#### Supplied data:
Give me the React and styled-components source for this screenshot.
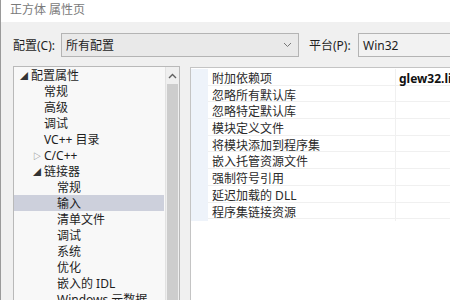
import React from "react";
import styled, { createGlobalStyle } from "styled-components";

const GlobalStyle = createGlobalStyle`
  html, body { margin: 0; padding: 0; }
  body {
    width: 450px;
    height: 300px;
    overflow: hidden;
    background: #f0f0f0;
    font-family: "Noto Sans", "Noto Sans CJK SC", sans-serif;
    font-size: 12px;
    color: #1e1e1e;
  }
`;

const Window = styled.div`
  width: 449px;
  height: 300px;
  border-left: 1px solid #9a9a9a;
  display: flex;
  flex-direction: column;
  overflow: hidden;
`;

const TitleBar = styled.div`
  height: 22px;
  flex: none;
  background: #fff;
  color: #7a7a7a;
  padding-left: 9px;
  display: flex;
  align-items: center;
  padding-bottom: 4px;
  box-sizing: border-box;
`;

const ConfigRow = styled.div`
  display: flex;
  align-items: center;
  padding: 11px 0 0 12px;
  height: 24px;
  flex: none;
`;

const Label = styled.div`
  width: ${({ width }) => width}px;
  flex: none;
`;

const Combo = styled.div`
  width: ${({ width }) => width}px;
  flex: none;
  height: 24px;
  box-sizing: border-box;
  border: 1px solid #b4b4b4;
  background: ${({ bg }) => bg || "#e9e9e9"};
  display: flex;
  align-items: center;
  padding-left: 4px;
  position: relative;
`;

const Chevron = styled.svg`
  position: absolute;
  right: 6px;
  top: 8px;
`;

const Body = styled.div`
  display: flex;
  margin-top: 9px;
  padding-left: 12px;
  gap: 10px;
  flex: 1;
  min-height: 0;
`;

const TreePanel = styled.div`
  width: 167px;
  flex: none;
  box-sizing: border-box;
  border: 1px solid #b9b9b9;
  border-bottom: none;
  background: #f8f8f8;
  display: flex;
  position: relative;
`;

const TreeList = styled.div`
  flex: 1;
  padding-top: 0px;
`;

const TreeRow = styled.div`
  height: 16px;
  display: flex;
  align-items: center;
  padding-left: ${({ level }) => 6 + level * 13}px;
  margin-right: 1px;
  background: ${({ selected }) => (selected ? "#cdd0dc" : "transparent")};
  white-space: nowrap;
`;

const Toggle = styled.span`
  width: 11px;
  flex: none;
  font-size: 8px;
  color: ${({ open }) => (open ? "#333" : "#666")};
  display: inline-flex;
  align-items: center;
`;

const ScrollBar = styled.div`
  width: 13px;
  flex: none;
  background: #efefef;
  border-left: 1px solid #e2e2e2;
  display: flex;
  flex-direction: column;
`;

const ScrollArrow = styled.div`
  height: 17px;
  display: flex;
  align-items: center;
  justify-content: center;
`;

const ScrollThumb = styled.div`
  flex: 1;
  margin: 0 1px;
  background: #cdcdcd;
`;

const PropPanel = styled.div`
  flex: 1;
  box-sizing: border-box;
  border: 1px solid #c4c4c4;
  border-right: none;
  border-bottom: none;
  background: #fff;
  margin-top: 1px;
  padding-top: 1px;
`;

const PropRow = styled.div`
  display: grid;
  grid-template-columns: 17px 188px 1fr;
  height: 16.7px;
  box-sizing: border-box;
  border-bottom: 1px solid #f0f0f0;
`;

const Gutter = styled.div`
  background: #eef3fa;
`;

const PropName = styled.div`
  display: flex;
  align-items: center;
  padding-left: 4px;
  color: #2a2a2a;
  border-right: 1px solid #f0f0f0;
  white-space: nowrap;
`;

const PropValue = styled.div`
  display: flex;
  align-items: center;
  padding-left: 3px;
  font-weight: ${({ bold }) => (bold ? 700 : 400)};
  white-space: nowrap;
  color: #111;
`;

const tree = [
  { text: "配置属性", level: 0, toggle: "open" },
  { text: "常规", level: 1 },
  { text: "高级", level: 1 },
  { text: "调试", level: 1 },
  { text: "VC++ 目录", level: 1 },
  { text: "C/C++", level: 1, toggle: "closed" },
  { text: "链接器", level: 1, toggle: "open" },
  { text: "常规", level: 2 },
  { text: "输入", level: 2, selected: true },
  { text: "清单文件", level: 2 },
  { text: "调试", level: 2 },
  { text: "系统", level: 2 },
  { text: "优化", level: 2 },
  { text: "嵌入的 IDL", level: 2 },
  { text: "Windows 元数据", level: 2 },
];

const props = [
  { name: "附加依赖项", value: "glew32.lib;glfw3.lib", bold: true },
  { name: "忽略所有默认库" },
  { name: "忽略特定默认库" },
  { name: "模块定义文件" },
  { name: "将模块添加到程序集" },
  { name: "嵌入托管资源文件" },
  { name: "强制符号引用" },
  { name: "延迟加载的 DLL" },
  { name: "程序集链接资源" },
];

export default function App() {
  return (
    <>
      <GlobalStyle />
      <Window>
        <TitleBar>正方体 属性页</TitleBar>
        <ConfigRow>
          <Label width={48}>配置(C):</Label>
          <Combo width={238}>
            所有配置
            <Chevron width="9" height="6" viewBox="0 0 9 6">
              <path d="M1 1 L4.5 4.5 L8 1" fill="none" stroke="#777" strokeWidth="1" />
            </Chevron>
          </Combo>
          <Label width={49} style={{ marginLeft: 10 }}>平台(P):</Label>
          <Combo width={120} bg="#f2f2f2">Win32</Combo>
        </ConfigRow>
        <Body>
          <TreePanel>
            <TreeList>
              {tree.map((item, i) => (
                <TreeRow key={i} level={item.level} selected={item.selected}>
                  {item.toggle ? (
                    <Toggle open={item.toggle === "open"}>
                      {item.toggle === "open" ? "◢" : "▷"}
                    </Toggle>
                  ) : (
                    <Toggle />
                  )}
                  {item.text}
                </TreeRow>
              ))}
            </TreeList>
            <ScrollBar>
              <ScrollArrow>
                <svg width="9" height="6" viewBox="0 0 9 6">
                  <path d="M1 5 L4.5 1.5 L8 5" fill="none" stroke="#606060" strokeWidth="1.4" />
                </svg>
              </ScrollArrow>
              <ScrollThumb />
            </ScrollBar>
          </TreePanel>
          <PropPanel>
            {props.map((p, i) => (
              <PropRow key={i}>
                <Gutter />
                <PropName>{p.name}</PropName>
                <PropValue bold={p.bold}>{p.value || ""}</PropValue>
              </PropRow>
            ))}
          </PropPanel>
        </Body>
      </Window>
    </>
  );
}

#### Aim of the exercise:
From the material above, count the lines that include "components" and give only the total.

#### Worked solution:
2